┏━━

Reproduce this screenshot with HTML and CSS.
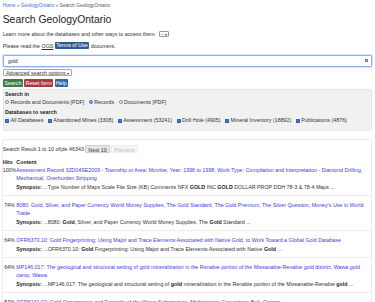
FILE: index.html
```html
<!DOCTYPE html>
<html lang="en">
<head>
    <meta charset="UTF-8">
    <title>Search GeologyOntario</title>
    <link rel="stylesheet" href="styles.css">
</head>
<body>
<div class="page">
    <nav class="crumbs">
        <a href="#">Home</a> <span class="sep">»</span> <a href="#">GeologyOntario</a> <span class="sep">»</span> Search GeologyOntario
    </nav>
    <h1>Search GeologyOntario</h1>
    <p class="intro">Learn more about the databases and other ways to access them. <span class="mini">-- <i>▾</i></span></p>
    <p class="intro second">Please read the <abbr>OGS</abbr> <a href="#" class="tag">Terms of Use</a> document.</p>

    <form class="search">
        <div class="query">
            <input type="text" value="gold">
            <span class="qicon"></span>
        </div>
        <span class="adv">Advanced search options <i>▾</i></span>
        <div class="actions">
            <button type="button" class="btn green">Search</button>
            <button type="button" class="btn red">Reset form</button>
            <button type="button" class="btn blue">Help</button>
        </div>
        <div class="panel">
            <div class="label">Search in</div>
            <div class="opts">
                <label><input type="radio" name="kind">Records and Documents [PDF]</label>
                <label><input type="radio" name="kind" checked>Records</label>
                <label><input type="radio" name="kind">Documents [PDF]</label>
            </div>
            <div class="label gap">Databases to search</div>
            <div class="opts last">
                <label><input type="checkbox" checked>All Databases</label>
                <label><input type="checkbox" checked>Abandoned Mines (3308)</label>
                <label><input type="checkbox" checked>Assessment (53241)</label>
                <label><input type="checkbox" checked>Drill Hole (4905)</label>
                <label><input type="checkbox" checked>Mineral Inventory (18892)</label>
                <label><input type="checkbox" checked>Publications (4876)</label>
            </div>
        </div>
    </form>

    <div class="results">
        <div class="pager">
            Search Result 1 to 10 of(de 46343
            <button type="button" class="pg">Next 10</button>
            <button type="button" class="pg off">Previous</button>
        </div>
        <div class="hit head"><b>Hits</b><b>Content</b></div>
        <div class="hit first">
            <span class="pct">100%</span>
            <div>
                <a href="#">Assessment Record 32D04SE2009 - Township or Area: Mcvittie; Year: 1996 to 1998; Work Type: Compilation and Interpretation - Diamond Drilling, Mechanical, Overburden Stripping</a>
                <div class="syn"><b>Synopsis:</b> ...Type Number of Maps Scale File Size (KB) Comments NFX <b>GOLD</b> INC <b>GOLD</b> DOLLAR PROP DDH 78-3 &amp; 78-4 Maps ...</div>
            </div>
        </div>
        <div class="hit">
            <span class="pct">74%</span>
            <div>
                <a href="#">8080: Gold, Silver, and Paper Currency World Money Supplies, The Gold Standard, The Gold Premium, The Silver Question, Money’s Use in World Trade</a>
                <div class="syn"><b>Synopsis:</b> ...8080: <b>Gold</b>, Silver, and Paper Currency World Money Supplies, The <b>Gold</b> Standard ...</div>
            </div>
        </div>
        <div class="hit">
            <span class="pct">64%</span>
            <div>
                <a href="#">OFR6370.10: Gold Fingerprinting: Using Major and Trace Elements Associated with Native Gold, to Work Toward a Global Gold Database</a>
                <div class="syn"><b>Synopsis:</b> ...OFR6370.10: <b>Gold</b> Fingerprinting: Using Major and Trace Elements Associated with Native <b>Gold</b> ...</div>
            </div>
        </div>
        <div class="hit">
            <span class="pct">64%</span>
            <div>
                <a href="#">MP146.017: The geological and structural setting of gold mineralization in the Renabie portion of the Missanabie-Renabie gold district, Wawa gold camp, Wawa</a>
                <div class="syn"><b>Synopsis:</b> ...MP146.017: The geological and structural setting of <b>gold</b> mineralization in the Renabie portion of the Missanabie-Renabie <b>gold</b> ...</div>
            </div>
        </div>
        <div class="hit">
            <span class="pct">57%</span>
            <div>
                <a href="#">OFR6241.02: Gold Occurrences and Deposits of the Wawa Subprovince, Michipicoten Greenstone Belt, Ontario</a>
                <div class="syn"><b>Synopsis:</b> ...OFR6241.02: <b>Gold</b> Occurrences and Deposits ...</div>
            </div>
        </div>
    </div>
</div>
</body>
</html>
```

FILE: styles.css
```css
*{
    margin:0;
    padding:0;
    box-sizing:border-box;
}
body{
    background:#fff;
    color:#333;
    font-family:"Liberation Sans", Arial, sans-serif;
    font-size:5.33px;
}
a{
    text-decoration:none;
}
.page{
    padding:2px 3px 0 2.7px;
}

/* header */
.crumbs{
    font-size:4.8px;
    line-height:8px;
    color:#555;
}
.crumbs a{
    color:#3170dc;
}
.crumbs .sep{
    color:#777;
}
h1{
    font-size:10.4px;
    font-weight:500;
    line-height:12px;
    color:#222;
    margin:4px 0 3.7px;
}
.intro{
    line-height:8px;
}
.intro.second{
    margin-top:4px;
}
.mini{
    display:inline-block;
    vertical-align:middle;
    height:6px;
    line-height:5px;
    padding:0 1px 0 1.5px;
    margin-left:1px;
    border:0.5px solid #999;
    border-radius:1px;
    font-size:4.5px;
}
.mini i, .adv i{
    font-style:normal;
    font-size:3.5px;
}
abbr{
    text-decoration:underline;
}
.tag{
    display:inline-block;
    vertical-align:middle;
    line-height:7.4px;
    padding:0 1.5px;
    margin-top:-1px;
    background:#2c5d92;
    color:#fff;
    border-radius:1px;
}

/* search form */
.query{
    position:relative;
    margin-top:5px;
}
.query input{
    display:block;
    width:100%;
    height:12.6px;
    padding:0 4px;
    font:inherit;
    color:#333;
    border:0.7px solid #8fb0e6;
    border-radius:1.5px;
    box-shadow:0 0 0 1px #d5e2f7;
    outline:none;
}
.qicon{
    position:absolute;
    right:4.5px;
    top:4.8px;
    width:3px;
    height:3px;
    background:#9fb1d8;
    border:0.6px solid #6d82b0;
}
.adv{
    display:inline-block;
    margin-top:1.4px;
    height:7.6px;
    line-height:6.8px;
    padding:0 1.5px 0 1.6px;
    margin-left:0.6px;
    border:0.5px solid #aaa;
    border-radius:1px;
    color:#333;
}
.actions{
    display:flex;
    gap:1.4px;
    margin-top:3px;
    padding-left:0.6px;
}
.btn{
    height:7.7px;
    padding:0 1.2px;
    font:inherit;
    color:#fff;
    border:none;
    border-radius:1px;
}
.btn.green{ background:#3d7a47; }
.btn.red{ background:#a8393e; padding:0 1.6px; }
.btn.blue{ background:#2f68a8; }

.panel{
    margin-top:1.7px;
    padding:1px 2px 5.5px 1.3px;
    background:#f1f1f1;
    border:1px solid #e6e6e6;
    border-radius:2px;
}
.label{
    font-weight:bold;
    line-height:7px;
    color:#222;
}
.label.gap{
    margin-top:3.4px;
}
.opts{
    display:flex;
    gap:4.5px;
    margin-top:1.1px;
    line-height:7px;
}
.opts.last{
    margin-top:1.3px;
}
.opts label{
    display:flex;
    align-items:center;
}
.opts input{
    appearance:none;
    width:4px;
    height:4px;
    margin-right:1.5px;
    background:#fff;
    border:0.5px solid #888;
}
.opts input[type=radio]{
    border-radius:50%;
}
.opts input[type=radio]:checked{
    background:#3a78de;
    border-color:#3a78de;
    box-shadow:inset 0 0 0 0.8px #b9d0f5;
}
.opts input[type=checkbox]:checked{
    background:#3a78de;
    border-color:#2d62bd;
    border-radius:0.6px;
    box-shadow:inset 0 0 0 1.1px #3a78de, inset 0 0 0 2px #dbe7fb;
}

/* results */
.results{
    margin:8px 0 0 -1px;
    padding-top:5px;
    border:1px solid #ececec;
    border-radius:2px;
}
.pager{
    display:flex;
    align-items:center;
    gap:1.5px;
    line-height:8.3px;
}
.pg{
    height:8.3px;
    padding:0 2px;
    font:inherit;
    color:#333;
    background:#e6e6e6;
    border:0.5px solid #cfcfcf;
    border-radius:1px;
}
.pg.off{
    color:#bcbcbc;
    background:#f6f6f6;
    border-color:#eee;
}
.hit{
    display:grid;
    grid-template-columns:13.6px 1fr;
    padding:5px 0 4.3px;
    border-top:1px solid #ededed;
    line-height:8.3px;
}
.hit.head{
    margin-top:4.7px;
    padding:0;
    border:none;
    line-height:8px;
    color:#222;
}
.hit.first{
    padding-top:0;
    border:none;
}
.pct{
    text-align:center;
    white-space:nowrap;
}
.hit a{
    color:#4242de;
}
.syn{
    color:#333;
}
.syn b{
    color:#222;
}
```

┗━━
┏━━

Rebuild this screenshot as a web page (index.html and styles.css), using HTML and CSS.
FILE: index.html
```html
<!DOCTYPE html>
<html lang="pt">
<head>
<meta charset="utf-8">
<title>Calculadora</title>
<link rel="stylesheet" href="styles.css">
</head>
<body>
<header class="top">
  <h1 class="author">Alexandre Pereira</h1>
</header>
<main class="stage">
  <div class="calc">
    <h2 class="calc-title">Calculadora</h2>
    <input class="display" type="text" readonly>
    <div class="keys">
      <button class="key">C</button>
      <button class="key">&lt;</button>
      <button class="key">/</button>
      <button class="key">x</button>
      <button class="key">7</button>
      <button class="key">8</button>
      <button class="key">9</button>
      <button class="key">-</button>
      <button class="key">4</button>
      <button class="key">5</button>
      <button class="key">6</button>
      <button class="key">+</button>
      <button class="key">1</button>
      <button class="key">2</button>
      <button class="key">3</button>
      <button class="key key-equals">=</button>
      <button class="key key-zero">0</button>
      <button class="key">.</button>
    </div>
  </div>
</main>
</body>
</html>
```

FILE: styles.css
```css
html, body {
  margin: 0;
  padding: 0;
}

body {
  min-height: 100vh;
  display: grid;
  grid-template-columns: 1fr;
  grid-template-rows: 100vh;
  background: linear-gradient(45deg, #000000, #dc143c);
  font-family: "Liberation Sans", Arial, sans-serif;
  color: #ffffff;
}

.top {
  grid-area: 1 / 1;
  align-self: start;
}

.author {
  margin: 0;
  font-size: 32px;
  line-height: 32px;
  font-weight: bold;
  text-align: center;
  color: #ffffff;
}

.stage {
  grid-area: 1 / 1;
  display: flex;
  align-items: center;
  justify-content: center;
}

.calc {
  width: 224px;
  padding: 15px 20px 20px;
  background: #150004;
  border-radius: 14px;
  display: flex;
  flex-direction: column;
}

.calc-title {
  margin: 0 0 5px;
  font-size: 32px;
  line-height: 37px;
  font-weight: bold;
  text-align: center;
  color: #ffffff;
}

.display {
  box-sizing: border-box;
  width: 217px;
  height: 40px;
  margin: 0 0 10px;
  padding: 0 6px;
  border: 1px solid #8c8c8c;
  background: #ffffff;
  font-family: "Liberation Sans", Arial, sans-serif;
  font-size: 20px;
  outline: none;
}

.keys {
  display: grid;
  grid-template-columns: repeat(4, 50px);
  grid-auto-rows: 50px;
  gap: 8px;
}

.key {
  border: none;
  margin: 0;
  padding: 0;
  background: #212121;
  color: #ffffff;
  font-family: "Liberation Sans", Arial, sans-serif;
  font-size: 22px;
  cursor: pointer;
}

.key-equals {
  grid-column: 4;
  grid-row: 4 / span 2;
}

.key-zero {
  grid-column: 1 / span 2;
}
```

┗━━

**STATED GOAL:** Where a line of the material above holds the string "this", copy that line.

**COMPLETED TASK:**
Reproduce this screenshot with HTML and CSS.
Rebuild this screenshot as a web page (index.html and styles.css), using HTML and CSS.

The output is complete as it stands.